Powers, Tim. Le Poids de son regard

Un soir d’ivresse lors de son enterrement de vie de garçon, Michael Crawford passe l’anneau qu’il réserve à sa promise au doigt d’une statue. Le lendemain, impossible de retirer l’anneau, qui semble avoir durant la nuit fusionné avec le doigt de la créature de pierre. Interloqué, le jeune homme parvient cependant à trouver une solution et à rejoindre sa future femme. Mais au lendemain de sa nuit de noce, il se réveille avec horreur aux côtés du cadavre éviscérée de son épouse. Le cauchemar ne fait cependant que commencer, et l’entraînera en France, en Suisse et en Italie, dans les pas de Lord Byron, John Polidori, Mary Shelley et John Keats.

J’avais découvert Powers avec Les Voies d’Anubis, ouvrage incontournable pour qui s’intéresse au Steampunk. C’est donc avec plaisir que j’avais découvert qu’il s’était aventuré également sur le terres des vampires, avec ce roman dont une suite a été publiée il y a peu chez Bragelonne (Parmi les Tombes), quelques mois avant que ne soit réédité ce premier opus. Les deux peuvent certes se lire indépendamment, mais pour comprendre au mieux l’univers élaboré par l’auteur, la lecture du Poids de son regard est recommandée.

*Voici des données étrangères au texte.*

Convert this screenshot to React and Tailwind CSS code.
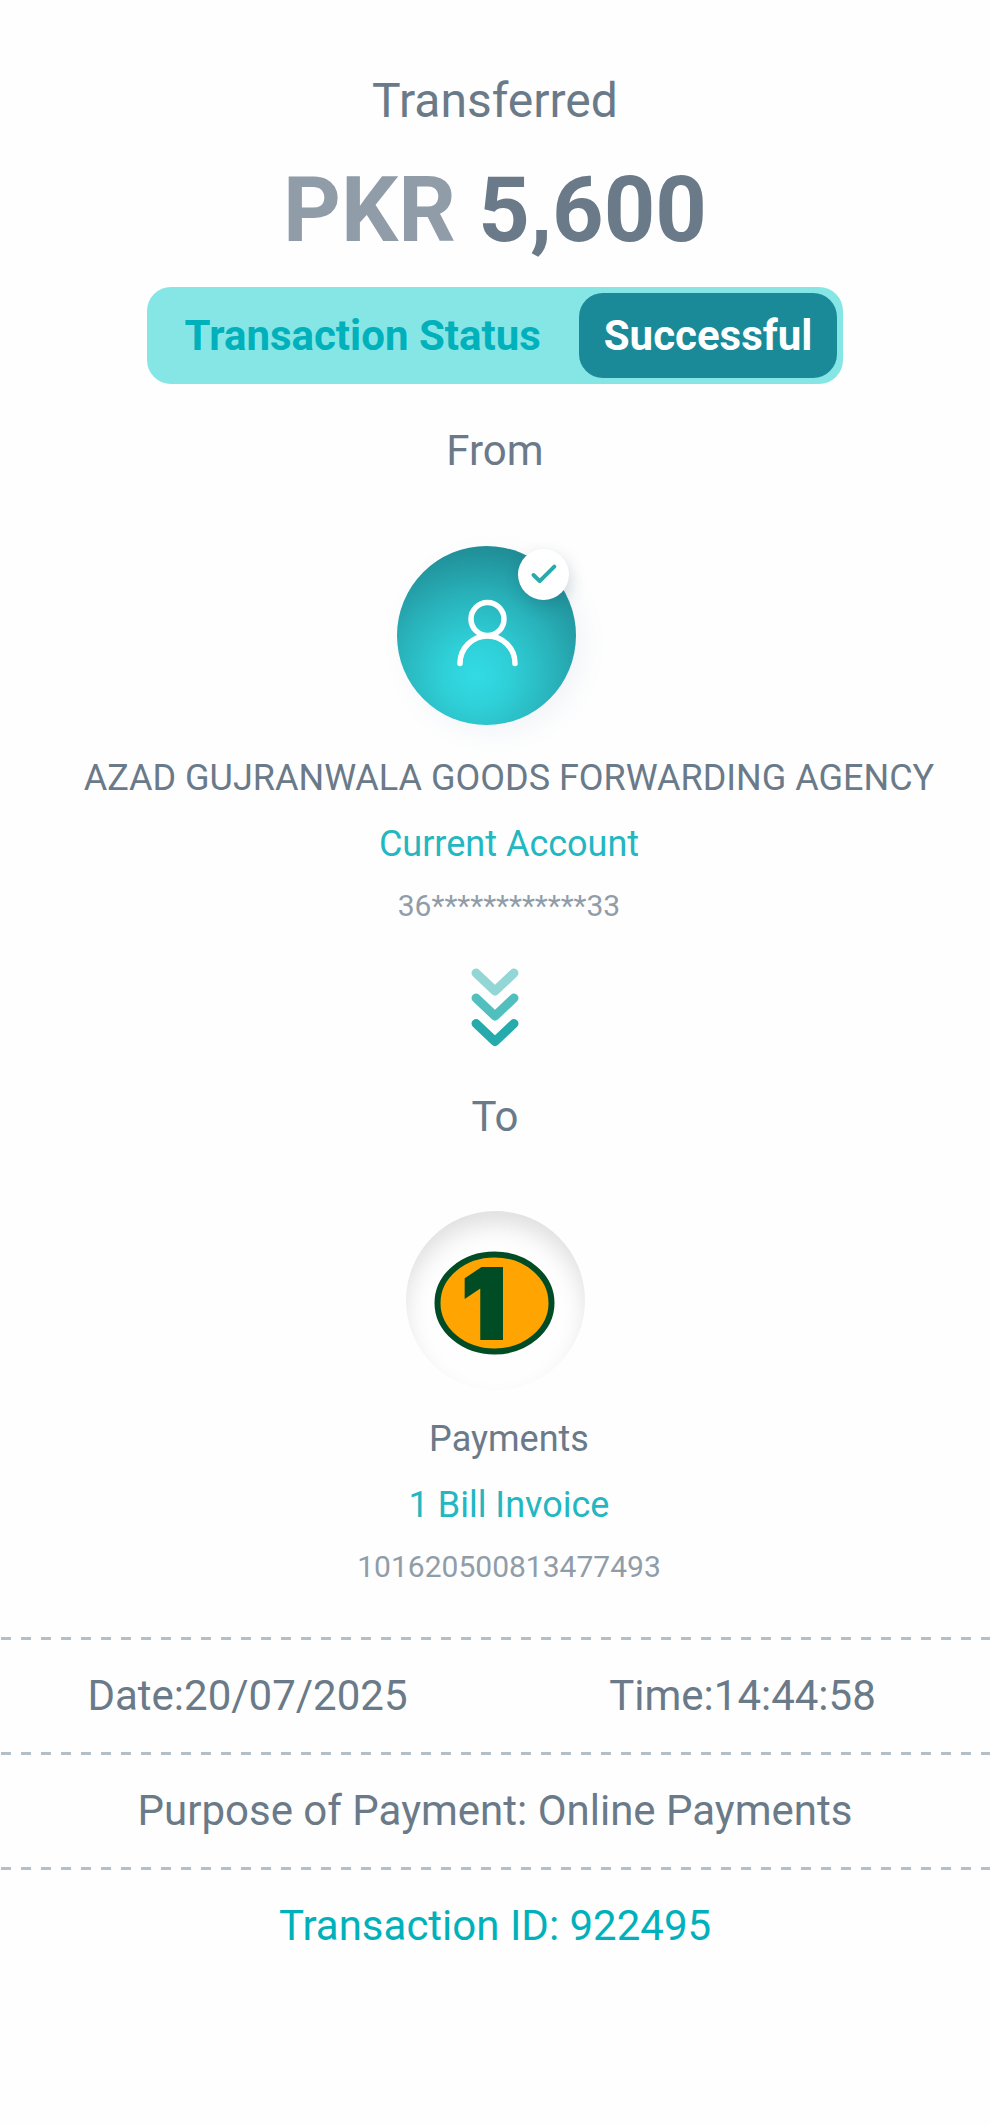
function Dashes() {
  return (
    <div
      aria-hidden="true"
      className="h-[3px] w-full bg-[repeating-linear-gradient(to_right,transparent_0_1px,#b4bfc8_1px_11px,transparent_11px_20px)]"
    />
  );
}

function PersonAvatar() {
  return (
    <div className="relative mr-[18px] size-[179px] rounded-full bg-[radial-gradient(circle_at_44%_72%,#32dbe4_0%,#2fd0d8_20%,#29b3bb_48%,#208e97_78%,#1e868f_100%)] shadow-[8px_8px_24px_rgba(90,130,180,0.08)]">
      <svg viewBox="0 0 179 179" className="size-full" fill="none" role="img" aria-label="Sender">
        <circle cx="90.5" cy="73" r="16.5" stroke="#fff" strokeWidth="5.5" />
        <path d="M63 117.500a27.500 27.500 0 0 1 55 0" stroke="#fff" strokeWidth="5.500" strokeLinecap="round" />
      </svg>
      <div className="absolute top-[3px] right-[7px] size-[51px] rounded-full bg-white shadow-[2px_6px_16px_rgba(20,60,80,0.18)]">
        <svg viewBox="0 0 51 51" className="size-full" fill="none" role="img" aria-label="Verified">
          <path d="M15.500 26l6.200 6.200L36.300 17.600" stroke="#28aaad" strokeWidth="4" strokeLinecap="round" strokeLinejoin="round" />
        </svg>
      </div>
    </div>
  );
}

function BillerLogo() {
  return (
    <div className="size-[179px] rounded-full bg-[#fefefe] shadow-[inset_0_14px_24px_-2px_rgba(0,0,0,0.13)]">
      <svg viewBox="0 0 179 179" className="size-full" role="img" aria-label="1 Bill">
        <ellipse cx="88.500" cy="92" rx="57" ry="48.500" fill="#ffa400" stroke="#004d25" strokeWidth="6" />
        <text x="78" y="127" textAnchor="middle" fontSize="95" fill="#004d25" stroke="#004d25" strokeWidth="4" className="font-[Inter,sans-serif] font-black">
          1
        </text>
      </svg>
    </div>
  );
}

function Chevrons() {
  return (
    <svg viewBox="0 0 48 79" className="h-[79px] w-12" fill="none" strokeWidth="9" strokeLinecap="round" strokeLinejoin="round" aria-hidden="true">
      <path d="M5 5L24 23 43 5" stroke="#93d6d6" />
      <path d="M5 30L24 48 43 30" stroke="#52bfbf" />
      <path d="M5 55.500L24 73.500 43 55.500" stroke="#25abac" />
    </svg>
  );
}

function Party({ name, kind, number }) {
  return (
    <div className="flex w-full flex-col items-center gap-[22px] pl-7 text-center">
      <p className="text-[36px] leading-[44px]">{name}</p>
      <p className="text-[36px] leading-[44px] text-[#22b7c1]">{kind}</p>
      <p className="text-[30px] leading-[36px] text-[#909da8]">{number}</p>
    </div>
  );
}

export default function App() {
  return (
    <main className="flex min-h-screen flex-col items-center bg-[#fefefe] pt-[73px] pb-12 font-[Roboto,sans-serif] text-[42px] leading-[48px] text-[#6a7a89]">
      <h1 className="text-[48px] leading-[56px]">Transferred</h1>
      <p className="mt-[30px] text-[90px] leading-[104px] font-bold">
        <span className="text-[#909da8]">PKR</span> 5,600
      </p>

      <div className="mt-6 flex items-center rounded-3xl bg-[#86e6e6] p-1.5 font-bold">
        <span className="pr-[38px] pl-8 text-[#00b1bb]">Transaction Status</span>
        <span className="flex h-[85px] items-center rounded-3xl bg-[#1a8a99] px-[25px] text-white">Successful</span>
      </div>

      <h2 className="mt-[43px] mb-[71px]">From</h2>
      <PersonAvatar />
      <div className="mt-[31px] mb-11 w-full">
        <Party name="AZAD GUJRANWALA GOODS FORWARDING AGENCY" kind="Current Account" number="36************33" />
      </div>

      <Chevrons />

      <h2 className="mt-[46px] mb-[70px]">To</h2>
      <BillerLogo />
      <div className="mt-[27px] mb-[52px] w-full">
        <Party name="Payments" kind="1 Bill Invoice" number="101620500813477493" />
      </div>

      <Dashes />
      <div className="grid w-full grid-cols-2 items-center py-8 text-center">
        <p>Date:20/07/2025</p>
        <p>Time:14:44:58</p>
      </div>
      <Dashes />
      <p className="py-8">Purpose of Payment: Online Payments</p>
      <Dashes />
      <p className="py-8 text-[#00b1bb]">Transaction ID: 922495</p>
    </main>
  );
}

Je dois avouer avoir mis plusieurs semaines pour finir ce copieux volume, qui demande une attention particulière et offre à n’en pas douter une variation originale sur le thème du vampire. Powers ne manque pas d’idée, connaît ses classiques et sait parfaitement jouer avec ces derniers. Reste que ce roman possède de nombreuses longueurs, des passages  trop symboliques et m’aura fait plusieurs fois décrocher. Le fond est donc prometteur (et remplit ses promesses) mais le rythme très particulier de l’ensemble m’aura fait plusieurs fois hésiter à interrompre ma lecture (ce qui ne m’arrive quasiment jamais).

Le roman terminé, force est d’avouer que je pense avoir bien fait de passer outre et de terminer ma lecture, certaines clés concernant les créatures auxquelles font face les différents auteurs mis en scène ici ne se révélant que dans le dernier quart du roman. Il faut également dire que ce qui fait parfois la faiblesse du roman (ses passages à la limite du symbolisme, comme cette scène onirique dans les Alpes suisses) est aussi une de ses forces, en cela qu’elle fait écho au fantastique de l’époque. Et la réflexion proposée sur la création littéraire ne manque pas d’intérêt, surtout quand elle se frotte à des littérateurs aussi passionnants (et importants) que Byron, Keats ou encore Shelley.

Les vampires de cet univers sont des créatures antédiluviennes d’essence minérale qui ont été réveillées lorsqu’un homme désireux de s’attirer leurs faveurs a incorporé en lui un fragment du corps fossilisé d’une de ces créatures. L’ail, le fer, l’aubépine et des balles en bois semblent des moyens sûrs de s’opposer à ces créatures, qui sont capables d’offrir à leurs hôtes (où à ceux qui acceptent de leur servir de réceptacle) l’inspiration. De quoi tenter poètes et autres auteurs en mal de muse, même si l’appétit de ces créatures dépasse souvent les limites de l’hôte, et finit par rejaillir sur ses proches (les créatures en question étant exclusives à l’extrême). L’auteur revient également sur la fameuse soirée à la villa Diodati de laquelle découlèrent le Frankenstein de Mary Shelley et le Vampire de Polidori. Un évènement de taille pour qui s’intéresse au mythe du vampire, ici porté sous un éclairage quelque peu inhabituel.

S’il m’aura fallu plusieurs semaines pour venir à bout de ce roman particulièrement dense, et que j’ai en toute franchise failli en interrompre la lecture plusieurs fois, il n’en demeure pas moins qu’il contient de nombreux moments de bravoure, et une variation particulièrement originale et inventive sur le thème du vampire, qui se paie le luxe de revenir sur les premiers pas des buveurs de sang en littérature. Pas parfait (la plume de Powers manque décidément d’homogénéité, et brille plus sur les idées que sur leur mise à l’écrit), mais totalement à part. Un texte qui parle en fin de compte de l’écriture, des aléas de l’inspiration et offre une essence surnaturelle à cette dernière, le tout en utilisant le mythe du vampire à cet effet.

Une réponse à Powers, Tim. Le Poids de son regard

  1. Escrocgriffe dit :

    Je n’ai jamais lu de Tim Powers, du coup je vais peut-être commencer par Les Voies d’Anubis qui est encensé ! Merci pour ton article.